»»

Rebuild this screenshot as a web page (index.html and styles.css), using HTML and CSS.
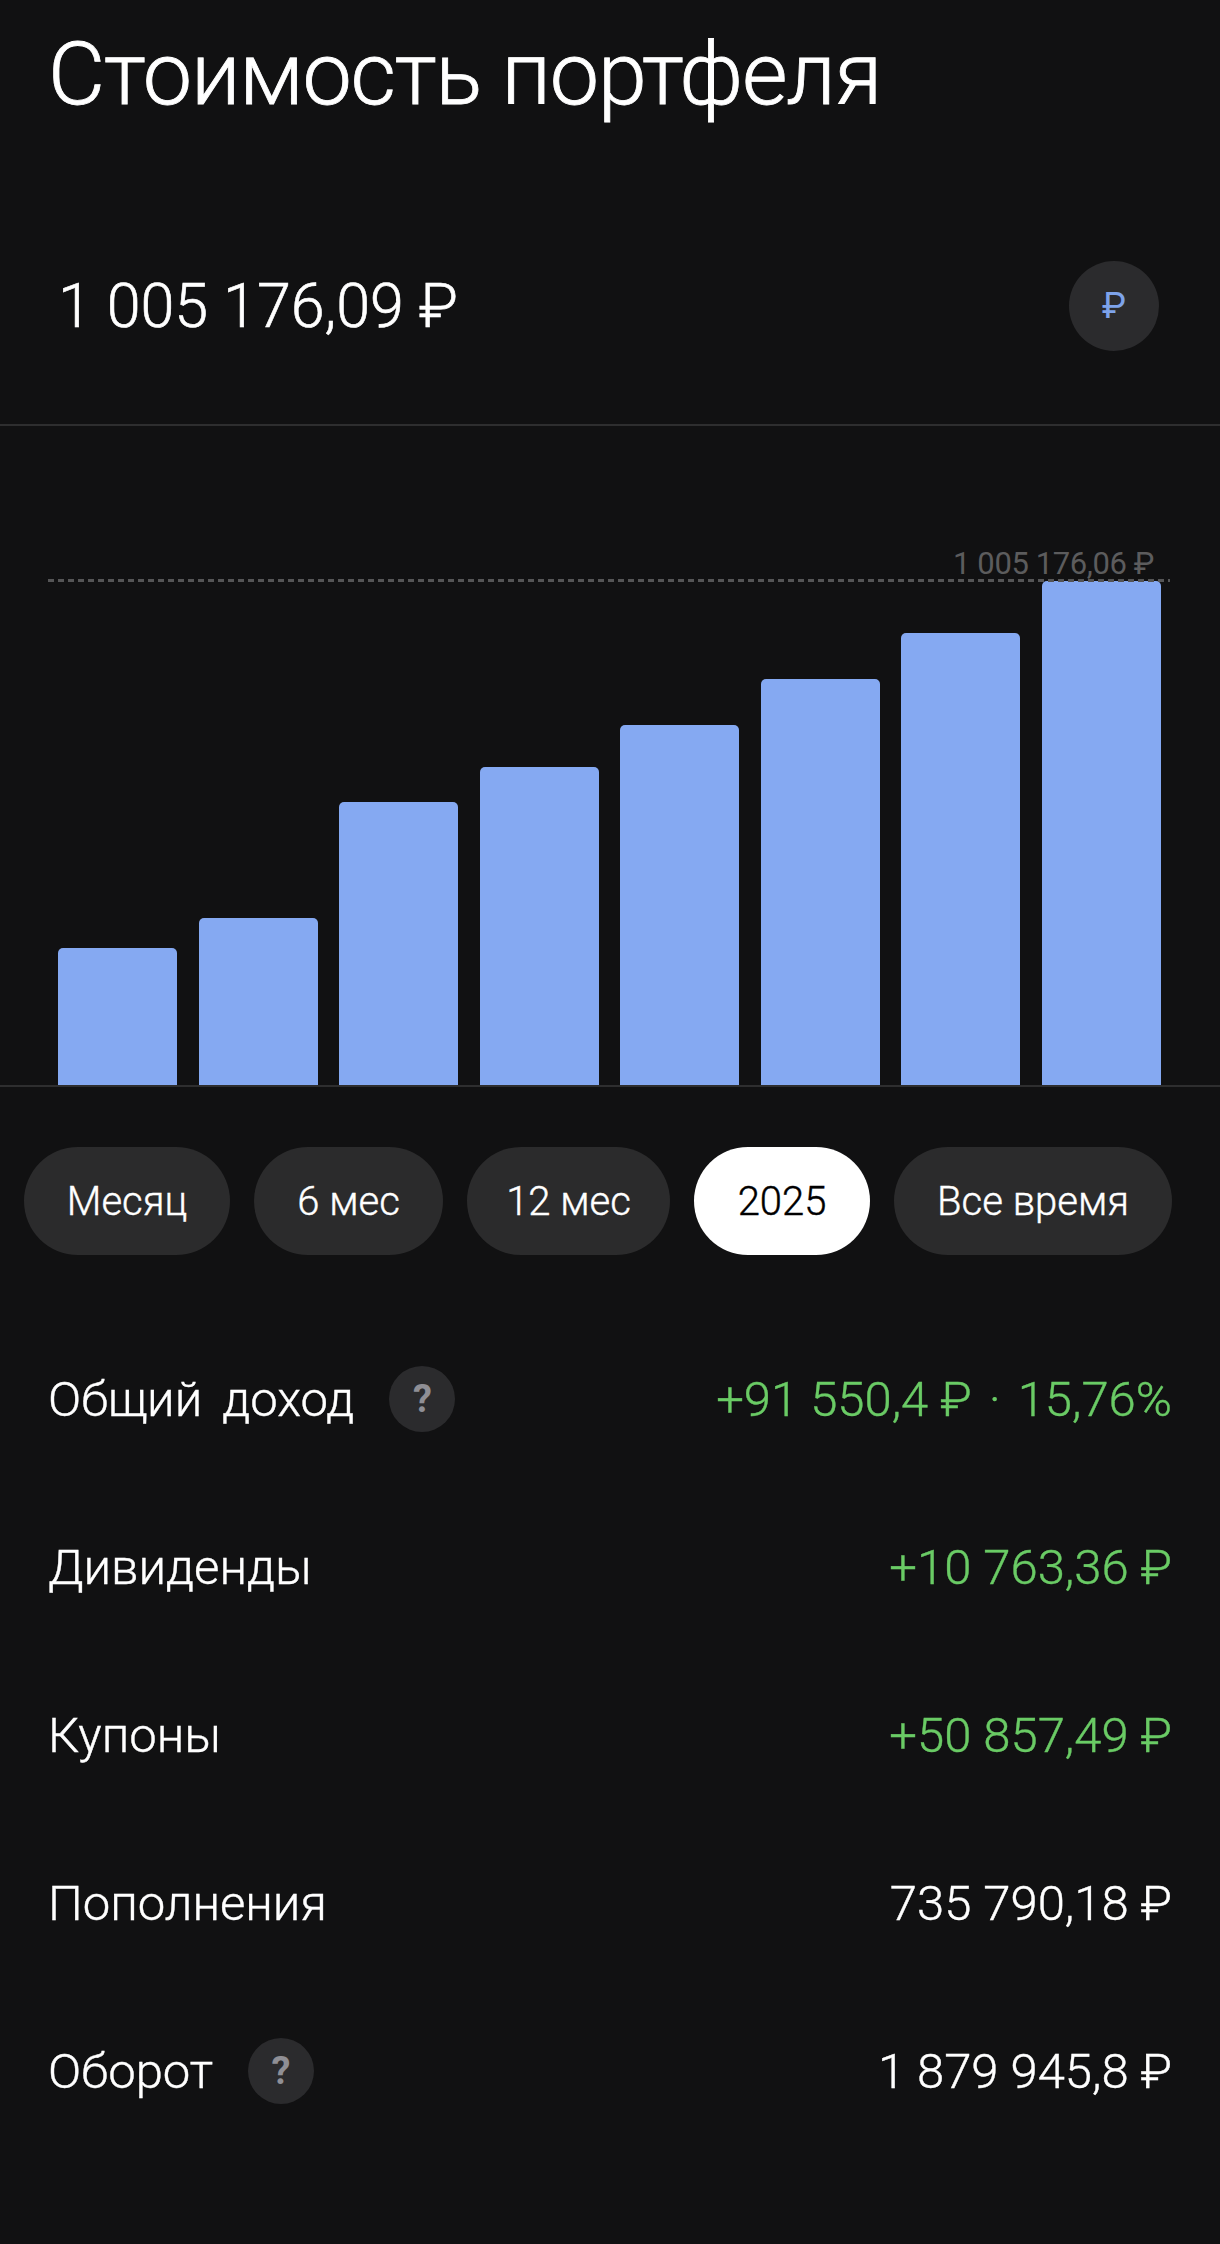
FILE: index.html

```html
<!DOCTYPE html>
<html lang="ru">
<head>
    <meta charset="UTF-8">
    <title>Стоимость портфеля</title>
    <link rel="stylesheet" href="styles.css">
</head>
<body>

<div class="container">

    <!-- Заголовок и сумма -->
    <div class="header">
        <h1 class="title">Стоимость портфеля</h1>
        <div class="value-row">
            <div class="value">1 005 176,09 ₽</div>
            <div class="currency">₽</div>
        </div>
    </div>

    <!-- График -->
    <div class="chart">
        <div class="max-label">1 005 176,06 ₽</div>
        <div class="max-line"></div>
        <div class="bar" style="height: 137px"></div>
        <div class="bar" style="height: 167px"></div>
        <div class="bar" style="height: 283px"></div>
        <div class="bar" style="height: 318px"></div>
        <div class="bar" style="height: 360px"></div>
        <div class="bar" style="height: 406px"></div>
        <div class="bar" style="height: 452px"></div>
        <div class="bar" style="height: 504px"></div>
    </div>

    <!-- Периоды -->
    <div class="periods">
        <div class="pill">Месяц</div>
        <div class="pill">6 мес</div>
        <div class="pill">12 мес</div>
        <div class="pill active">2025</div>
        <div class="pill">Все время</div>
    </div>

    <!-- Показатели -->
    <div class="rows">
        <div class="row">
            <div class="row-label">Общий доход <span class="help">?</span></div>
            <div class="row-value green">+91 550,4 ₽ <span class="dot">·</span> 15,76%</div>
        </div>
        <div class="row">
            <div class="row-label">Дивиденды</div>
            <div class="row-value green">+10 763,36 ₽</div>
        </div>
        <div class="row">
            <div class="row-label">Купоны</div>
            <div class="row-value green">+50 857,49 ₽</div>
        </div>
        <div class="row">
            <div class="row-label">Пополнения</div>
            <div class="row-value">735 790,18 ₽</div>
        </div>
        <div class="row">
            <div class="row-label">Оборот <span class="help">?</span></div>
            <div class="row-value">1 879 945,8 ₽</div>
        </div>
    </div>

</div>

</body>
</html>
```

FILE: styles.css

```css
html, body {
    margin: 0;
    padding: 0;
    background-color: #111112;
}
body {
    font-family: Roboto, "Noto Sans", sans-serif;
    font-weight: 300;
    color: #fff;
}
.container {
    width: 1220px;
    height: 2244px;
    overflow: hidden;
}
.header {
    height: 424px;
    border-bottom: 2px solid #2e2e2f;
}
.title {
    margin: 0;
    padding: 24px 0 0 48px;
    font-size: 88px;
    line-height: 100px;
    font-weight: 300;
    letter-spacing: -1.2px;
    -webkit-text-stroke: 0.8px #fff;
}
.value-row {
    display: flex;
    align-items: center;
    justify-content: space-between;
    margin-top: 137px;
    padding: 0 61px 0 58px;
}
.value {
    font-size: 61px;
    -webkit-text-stroke: 0.6px #fff;
}
.currency {
    width: 90px;
    height: 90px;
    border-radius: 50%;
    background: #2b2b2d;
    color: #7ea3ea;
    font-size: 36px;
    font-weight: 400;
    display: flex;
    align-items: center;
    justify-content: center;
}
.chart {
    position: relative;
    height: 659px;
    display: flex;
    align-items: flex-end;
    gap: 21.5px;
    padding: 0 59px 0 58px;
    border-bottom: 2px solid #2e2e2f;
}
.bar {
    flex: 1;
    background: #85a9f2;
    border-radius: 5px 5px 0 0;
}
.max-label {
    position: absolute;
    right: 66px;
    top: 120px;
    font-size: 31px;
    line-height: 36px;
    font-weight: 400;
    letter-spacing: -0.4px;
    color: #5c5c5d;
}
.max-line {
    position: absolute;
    left: 48px;
    right: 50px;
    top: 153px;
    height: 3px;
    background: repeating-linear-gradient(to right, #555556 0, #555556 6px, transparent 6px, transparent 10px);
}
.periods {
    display: grid;
    grid-template-columns: 206px 189px 203px 176px 278px;
    gap: 24px;
    margin-top: 60px;
    padding-left: 24px;
}
.pill {
    height: 108px;
    border-radius: 54px;
    background: #2b2b2c;
    font-size: 40px;
    display: flex;
    align-items: center;
    justify-content: center;
    -webkit-text-stroke: 0.4px #fff;
}
.pill.active {
    background: #fff;
    color: #000;
    -webkit-text-stroke: 0.4px #000;
}
.rows {
    margin-top: 60px;
}
.row {
    height: 168px;
    padding: 0 48px;
    display: flex;
    align-items: center;
    justify-content: space-between;
    font-size: 49px;
}
.row-label {
    display: flex;
    align-items: center;
    white-space: pre;
    word-spacing: 8px;
    -webkit-text-stroke: 0.4px #fff;
}
.row-value {
    -webkit-text-stroke: 0.4px #fff;
}
.help {
    width: 66px;
    height: 66px;
    margin-left: 15px;
    border-radius: 50%;
    background: #2b2b2d;
    color: #8f8f95;
    font-size: 38px;
    font-weight: 700;
    display: flex;
    align-items: center;
    justify-content: center;
    -webkit-text-stroke: 0;
}
.row-value.green {
    color: #6acb65;
    -webkit-text-stroke: 0.4px #6acb65;
}
.dot {
    margin: 0 5px;
}
```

««

» **Work to be completed**
Restate the data above exactly, stripping out each image.

» **Solved problem**
Rebuild this screenshot as a web page (index.html and styles.css), using HTML and CSS.
FILE: index.html

```html
<!DOCTYPE html>
<html lang="ru">
<head>
    <meta charset="UTF-8">
    <title>Стоимость портфеля</title>
    <link rel="stylesheet" href="styles.css">
</head>
<body>

<div class="container">

    <!-- Заголовок и сумма -->
    <div class="header">
        <h1 class="title">Стоимость портфеля</h1>
        <div class="value-row">
            <div class="value">1 005 176,09 ₽</div>
            <div class="currency">₽</div>
        </div>
    </div>

    <!-- График -->
    <div class="chart">
        <div class="max-label">1 005 176,06 ₽</div>
        <div class="max-line"></div>
        <div class="bar" style="height: 137px"></div>
        <div class="bar" style="height: 167px"></div>
        <div class="bar" style="height: 283px"></div>
        <div class="bar" style="height: 318px"></div>
        <div class="bar" style="height: 360px"></div>
        <div class="bar" style="height: 406px"></div>
        <div class="bar" style="height: 452px"></div>
        <div class="bar" style="height: 504px"></div>
    </div>

    <!-- Периоды -->
    <div class="periods">
        <div class="pill">Месяц</div>
        <div class="pill">6 мес</div>
        <div class="pill">12 мес</div>
        <div class="pill active">2025</div>
        <div class="pill">Все время</div>
    </div>

    <!-- Показатели -->
    <div class="rows">
        <div class="row">
            <div class="row-label">Общий доход <span class="help">?</span></div>
            <div class="row-value green">+91 550,4 ₽ <span class="dot">·</span> 15,76%</div>
        </div>
        <div class="row">
            <div class="row-label">Дивиденды</div>
            <div class="row-value green">+10 763,36 ₽</div>
        </div>
        <div class="row">
            <div class="row-label">Купоны</div>
            <div class="row-value green">+50 857,49 ₽</div>
        </div>
        <div class="row">
            <div class="row-label">Пополнения</div>
            <div class="row-value">735 790,18 ₽</div>
        </div>
        <div class="row">
            <div class="row-label">Оборот <span class="help">?</span></div>
            <div class="row-value">1 879 945,8 ₽</div>
        </div>
    </div>

</div>

</body>
</html>
```

FILE: styles.css

```css
html, body {
    margin: 0;
    padding: 0;
    background-color: #111112;
}
body {
    font-family: Roboto, "Noto Sans", sans-serif;
    font-weight: 300;
    color: #fff;
}
.container {
    width: 1220px;
    height: 2244px;
    overflow: hidden;
}
.header {
    height: 424px;
    border-bottom: 2px solid #2e2e2f;
}
.title {
    margin: 0;
    padding: 24px 0 0 48px;
    font-size: 88px;
    line-height: 100px;
    font-weight: 300;
    letter-spacing: -1.2px;
    -webkit-text-stroke: 0.8px #fff;
}
.value-row {
    display: flex;
    align-items: center;
    justify-content: space-between;
    margin-top: 137px;
    padding: 0 61px 0 58px;
}
.value {
    font-size: 61px;
    -webkit-text-stroke: 0.6px #fff;
}
.currency {
    width: 90px;
    height: 90px;
    border-radius: 50%;
    background: #2b2b2d;
    color: #7ea3ea;
    font-size: 36px;
    font-weight: 400;
    display: flex;
    align-items: center;
    justify-content: center;
}
.chart {
    position: relative;
    height: 659px;
    display: flex;
    align-items: flex-end;
    gap: 21.5px;
    padding: 0 59px 0 58px;
    border-bottom: 2px solid #2e2e2f;
}
.bar {
    flex: 1;
    background: #85a9f2;
    border-radius: 5px 5px 0 0;
}
.max-label {
    position: absolute;
    right: 66px;
    top: 120px;
    font-size: 31px;
    line-height: 36px;
    font-weight: 400;
    letter-spacing: -0.4px;
    color: #5c5c5d;
}
.max-line {
    position: absolute;
    left: 48px;
    right: 50px;
    top: 153px;
    height: 3px;
    background: repeating-linear-gradient(to right, #555556 0, #555556 6px, transparent 6px, transparent 10px);
}
.periods {
    display: grid;
    grid-template-columns: 206px 189px 203px 176px 278px;
    gap: 24px;
    margin-top: 60px;
    padding-left: 24px;
}
.pill {
    height: 108px;
    border-radius: 54px;
    background: #2b2b2c;
    font-size: 40px;
    display: flex;
    align-items: center;
    justify-content: center;
    -webkit-text-stroke: 0.4px #fff;
}
.pill.active {
    background: #fff;
    color: #000;
    -webkit-text-stroke: 0.4px #000;
}
.rows {
    margin-top: 60px;
}
.row {
    height: 168px;
    padding: 0 48px;
    display: flex;
    align-items: center;
    justify-content: space-between;
    font-size: 49px;
}
.row-label {
    display: flex;
    align-items: center;
    white-space: pre;
    word-spacing: 8px;
    -webkit-text-stroke: 0.4px #fff;
}
.row-value {
    -webkit-text-stroke: 0.4px #fff;
}
.help {
    width: 66px;
    height: 66px;
    margin-left: 15px;
    border-radius: 50%;
    background: #2b2b2d;
    color: #8f8f95;
    font-size: 38px;
    font-weight: 700;
    display: flex;
    align-items: center;
    justify-content: center;
    -webkit-text-stroke: 0;
}
.row-value.green {
    color: #6acb65;
    -webkit-text-stroke: 0.4px #6acb65;
}
.dot {
    margin: 0 5px;
}
```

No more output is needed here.